The Eurovision Song Contest 2021, Rotterdam, marked the 65th edition of the Eurovision Song contest. Markedly, with 39 entries, this was the first large-scale, global, live music event the world has seen so far in what appears to be the hopeful, post-COVID-19 era.
Although a sad loss for the UK, James Newman focused on the experience and atmosphere in comments about the night, mentioning that he ‘loved the crowd’s reaction… and everyone cheering’. This was not reflected in the United Kingdom’s final score – but what can be focused on here is the joy of the crowd as live music seems to be making a return.
The question now being asked is, is the COVID-19 vaccine the best shot at continuing what appears to be the revival of the live music industry?
Over the course of Lockdown many artists resorted to online live shows that offered a more intimate experience where audiences could interact on Zoom through the use of platforms such as Side Door, which has featured shows by artists including Tom Odell and Vance Joy. Other artists have even used video games with Travis Scott holding a nine-minute show grossing $20m on Fortnite as his chosen platform.
Overall then it’s clear to see how the online production of concerts did ‘become a little more ambitious’ over the course of Lockdown. But many are looking forward to the prospect of live music, where they are in among a crowd, with a late night, and most likely a lost voice the next morning.
With the vaccination program well under way across the UK, concert goers remain optimistic that this could be what is needed to support the full return of the music industry.
Recently, on the 2 May, Liverpool saw the ‘chance to enjoy a near-normal gig as part of a government pilot event’ where a crowd of 5,000 saw headliner Blossoms, without the use of face coverings or social distancing. The only requirement – a negative COVID test.

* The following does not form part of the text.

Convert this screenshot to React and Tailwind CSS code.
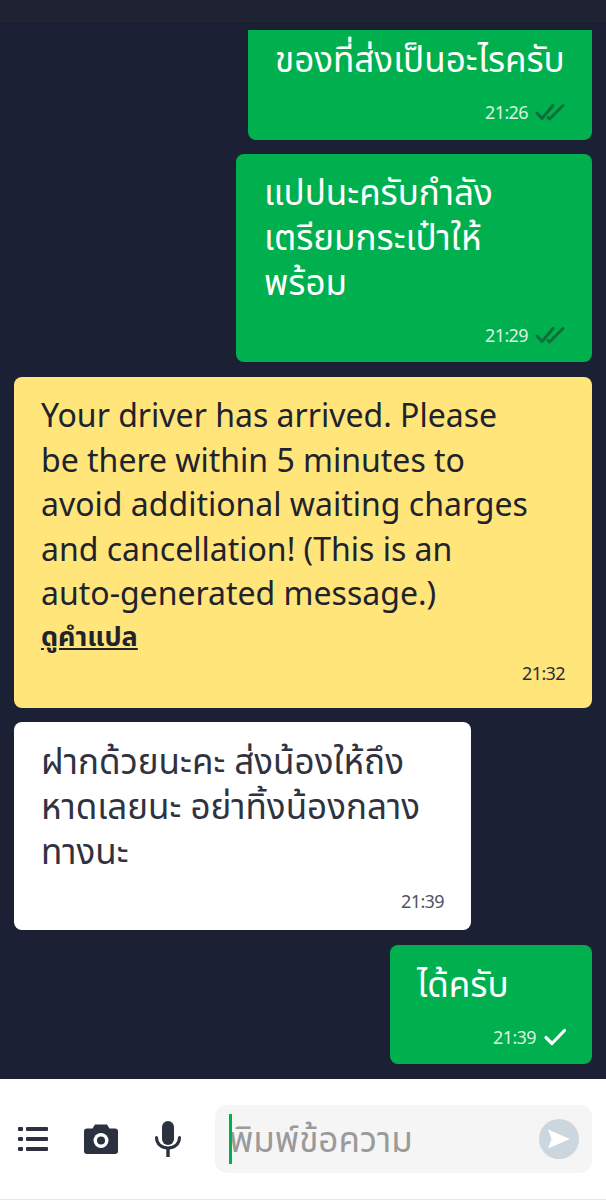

This was part of the government’s wider trialling of crowds at a series of events in England to look at how large events can go ahead safely. Claire McColgan, director of Culture Liverpool said:
‘Scientists would assess to how attendees move and respond during the gig, and voluntary tests taken afterwards will be used to identify any infections that might arise’.
And since the trial, artists have turned around announcing tours for the end of 2021 and 2022. Tom Odell has switched to the prospect of in-person rather than online with instore events in July and September. And emerging artist Dodie has announced her 2022 North American Tour for new album Build A Problem.
Billie Eilish has also completely sold out her 2020 42-stop arena tour, ‘Where Do We Go? World Tour; featuring 11 UK shows, ‘within days of the sale opening’ selling ‘more than 500,000 tickets… in the first hour of the onsale last week’.
Alongside concerts, this summer hopes to also see the return of festivals. BBC Radio 1 and BBC Sounds ‘Big Weekend’ has chosen to stay in tune with the online platform. But Boardmasters, Latitude and Reading and Leeds are set to go ahead in person, with a possible later date for an in-person Glastonbury to be confirmed.
In among all of this, so far, zorb balls have been trialled for concerts, and seated group tables at social distanced festivals.
But with online concert platforms becoming more advanced, and now the aid of the vaccine and testing to support in-person shows, the live music industry could be on its way to what we are all hoping for – normality.